I’m using CLIPModel
to train a CLIP on my dataset from scratch.
I set up my model like this:
configuration = CLIPConfig() # use ViT-B/32 openAI's default clip model
model = CLIPModel(configuration)
I realize the default trainer is not suitable for CLIP. So I set up a customized trainer like this:
class CLIPTrainer(Trainer):
def compute_loss(self, model, inputs, return_outputs=False):
captions = inputs['captions']
pixel_values = inputs['pixel_values']
outputs = model(captions, pixel_values, return_dict=True, return_loss=True)
return (outputs, outputs.loss) if return_outputs else outputs.loss
However, in evaluation step, I have the following error message:
Traceback (most recent call last):
File "run_clip.py", line 239, in <module>
main()
File "run_clip.py", line 233, in main
metrics = trainer.evaluate()
File "/root/miniconda3/lib/python3.8/site-packages/transformers/trainer.py", line 3029, in evaluate
output = eval_loop(
File "/root/miniconda3/lib/python3.8/site-packages/transformers/trainer.py", line 3210, in evaluation_loop
loss, logits, labels = self.prediction_step(model, inputs, prediction_loss_only, ignore_keys=ignore_keys)
File "/root/miniconda3/lib/python3.8/site-packages/transformers/trainer.py", line 3467, in prediction_step
loss = loss.mean().detach()
AttributeError: 'CLIPOutput' object has no attribute 'mean'
So I figure there is something wrong with the prediction_step
function in my trainer, and I rewrote it to:
class CLIPTrainer(Trainer):
def compute_loss(
self, model: nn.Module,
inputs: Dict[str, Union[torch.Tensor, Any]],
return_outputs: bool = False):
captions = inputs['captions']
pixel_values = inputs['pixel_values']
outputs = model(captions, pixel_values, return_dict=True, return_loss=True)

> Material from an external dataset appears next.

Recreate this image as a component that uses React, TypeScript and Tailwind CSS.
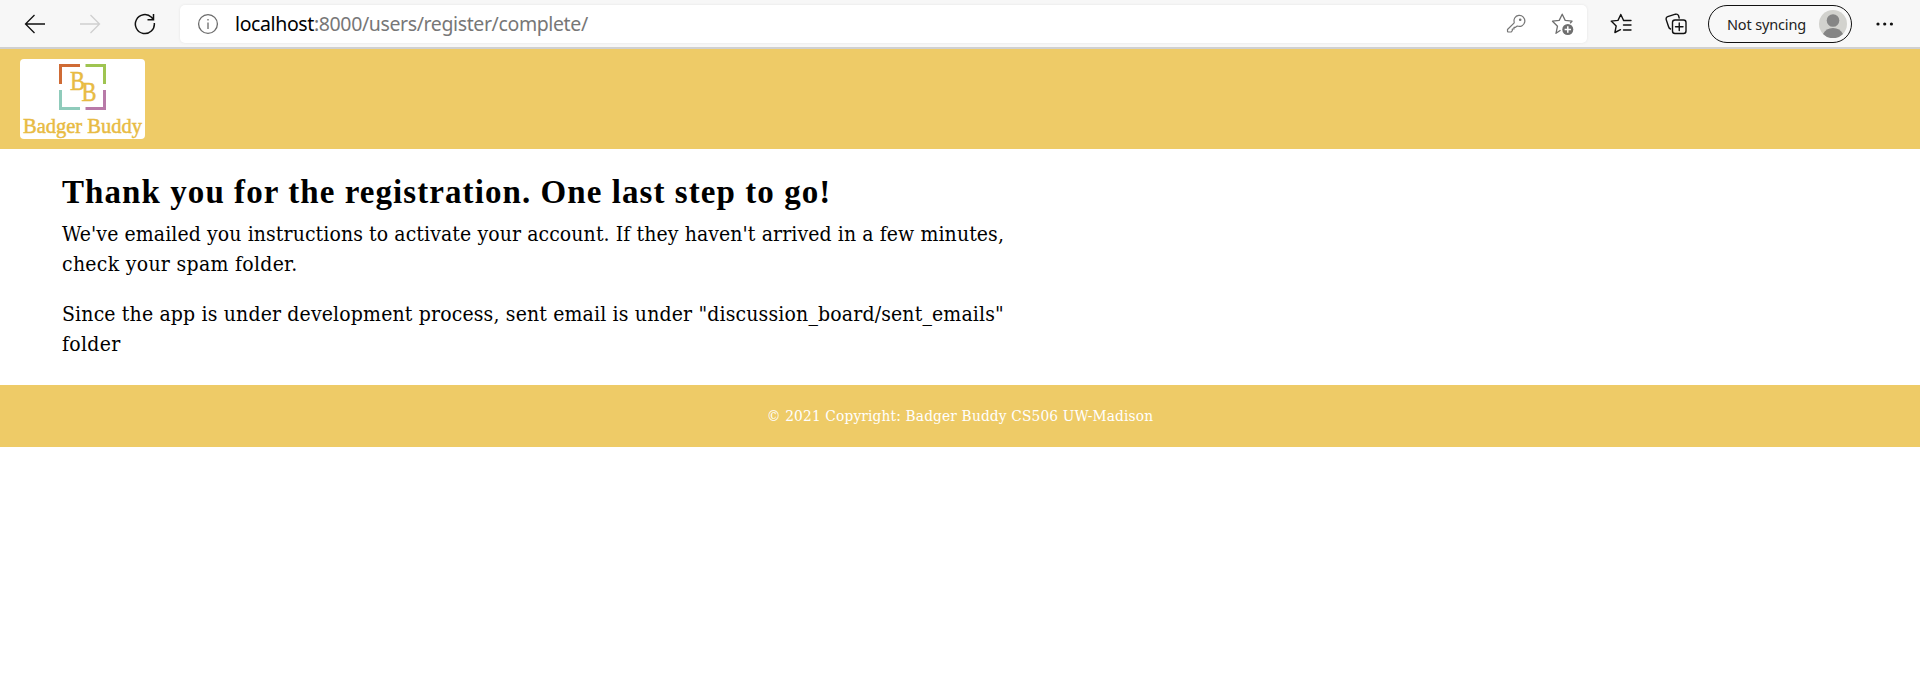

return (outputs, outputs.loss) if return_outputs else outputs.loss
def prediction_step(
self,
model: nn.Module,
inputs: Dict[str, Union[torch.Tensor, Any]],
prediction_loss_only: bool,
ignore_keys: Optional[List[str]] = None,
) -> Tuple[Optional[torch.Tensor], Optional[torch.Tensor], Optional[torch.Tensor]]:
captions = inputs["captions"]
pixel_values = inputs["pixel_values"]
with torch.no_grad():
outputs = model(captions, pixel_values, return_dict=True, return_loss=True)
return outputs.loss if prediction_loss_only else outputs
I don’t know if that is the right thing to do.
And I have the following questions:
In my training_args
I set up the eval_step to 100, I don’t know if it means to use the validationset to do evaluation every 100 step.
If it does, why I only get the said error message after the whole training process is done?
I’m new to huggingface, thank you guys.